## Stated problem
Quote only the lines from the top of the listing below down to and including the line with "</account-dialog>".

## Dataset
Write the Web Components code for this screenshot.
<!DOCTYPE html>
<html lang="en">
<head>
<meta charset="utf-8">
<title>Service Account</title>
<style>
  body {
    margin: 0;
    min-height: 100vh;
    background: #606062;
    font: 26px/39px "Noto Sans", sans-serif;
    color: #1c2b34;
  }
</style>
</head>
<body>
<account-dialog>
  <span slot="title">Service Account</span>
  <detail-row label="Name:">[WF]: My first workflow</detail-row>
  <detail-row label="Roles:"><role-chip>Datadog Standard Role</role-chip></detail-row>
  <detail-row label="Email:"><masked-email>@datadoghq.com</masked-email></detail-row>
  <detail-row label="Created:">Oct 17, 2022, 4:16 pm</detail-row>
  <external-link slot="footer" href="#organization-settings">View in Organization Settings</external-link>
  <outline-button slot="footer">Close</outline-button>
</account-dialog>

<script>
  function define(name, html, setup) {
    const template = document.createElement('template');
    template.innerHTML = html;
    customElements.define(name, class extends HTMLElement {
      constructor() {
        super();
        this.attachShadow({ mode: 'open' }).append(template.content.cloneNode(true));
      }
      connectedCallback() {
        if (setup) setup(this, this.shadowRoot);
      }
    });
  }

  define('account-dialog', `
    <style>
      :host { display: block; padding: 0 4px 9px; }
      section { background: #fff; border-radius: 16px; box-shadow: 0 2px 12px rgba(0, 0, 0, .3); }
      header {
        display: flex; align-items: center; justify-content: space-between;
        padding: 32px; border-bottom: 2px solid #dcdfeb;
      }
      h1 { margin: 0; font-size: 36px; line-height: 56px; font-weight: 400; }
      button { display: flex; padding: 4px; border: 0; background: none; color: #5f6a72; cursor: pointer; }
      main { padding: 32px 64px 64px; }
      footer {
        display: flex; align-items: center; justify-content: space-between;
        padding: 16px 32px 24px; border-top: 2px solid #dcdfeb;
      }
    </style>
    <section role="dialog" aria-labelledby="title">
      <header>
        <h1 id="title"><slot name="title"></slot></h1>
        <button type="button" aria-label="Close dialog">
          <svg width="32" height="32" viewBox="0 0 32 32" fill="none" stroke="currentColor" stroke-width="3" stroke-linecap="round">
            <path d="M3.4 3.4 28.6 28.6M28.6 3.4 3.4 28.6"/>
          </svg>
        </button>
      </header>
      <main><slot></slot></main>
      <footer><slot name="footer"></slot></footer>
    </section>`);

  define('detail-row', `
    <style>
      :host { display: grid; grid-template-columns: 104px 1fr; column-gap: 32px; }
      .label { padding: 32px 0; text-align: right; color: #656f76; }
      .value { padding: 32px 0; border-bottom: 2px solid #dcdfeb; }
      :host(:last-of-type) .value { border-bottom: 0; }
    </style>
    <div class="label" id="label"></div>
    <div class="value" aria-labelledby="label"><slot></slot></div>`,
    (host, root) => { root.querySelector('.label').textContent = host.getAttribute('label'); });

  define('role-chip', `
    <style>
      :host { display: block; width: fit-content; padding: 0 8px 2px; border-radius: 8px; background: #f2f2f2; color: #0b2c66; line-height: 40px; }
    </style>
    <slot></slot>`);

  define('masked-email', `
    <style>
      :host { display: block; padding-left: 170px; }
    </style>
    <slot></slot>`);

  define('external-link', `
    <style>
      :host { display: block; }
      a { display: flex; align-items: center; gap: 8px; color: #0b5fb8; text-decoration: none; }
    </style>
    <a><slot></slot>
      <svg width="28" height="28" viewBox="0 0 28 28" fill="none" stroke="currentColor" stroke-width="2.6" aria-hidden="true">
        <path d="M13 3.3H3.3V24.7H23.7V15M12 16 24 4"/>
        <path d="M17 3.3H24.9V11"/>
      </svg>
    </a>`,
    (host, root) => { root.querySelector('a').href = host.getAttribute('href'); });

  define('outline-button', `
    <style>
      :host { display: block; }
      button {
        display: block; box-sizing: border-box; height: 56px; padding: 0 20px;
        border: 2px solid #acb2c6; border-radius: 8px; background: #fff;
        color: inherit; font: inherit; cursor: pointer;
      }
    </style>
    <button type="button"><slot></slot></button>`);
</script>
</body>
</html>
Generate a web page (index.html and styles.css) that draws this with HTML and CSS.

## Full output
Write the Web Components code for this screenshot.
<!DOCTYPE html>
<html lang="en">
<head>
<meta charset="utf-8">
<title>Service Account</title>
<style>
  body {
    margin: 0;
    min-height: 100vh;
    background: #606062;
    font: 26px/39px "Noto Sans", sans-serif;
    color: #1c2b34;
  }
</style>
</head>
<body>
<account-dialog>
  <span slot="title">Service Account</span>
  <detail-row label="Name:">[WF]: My first workflow</detail-row>
  <detail-row label="Roles:"><role-chip>Datadog Standard Role</role-chip></detail-row>
  <detail-row label="Email:"><masked-email>@datadoghq.com</masked-email></detail-row>
  <detail-row label="Created:">Oct 17, 2022, 4:16 pm</detail-row>
  <external-link slot="footer" href="#organization-settings">View in Organization Settings</external-link>
  <outline-button slot="footer">Close</outline-button>
</account-dialog>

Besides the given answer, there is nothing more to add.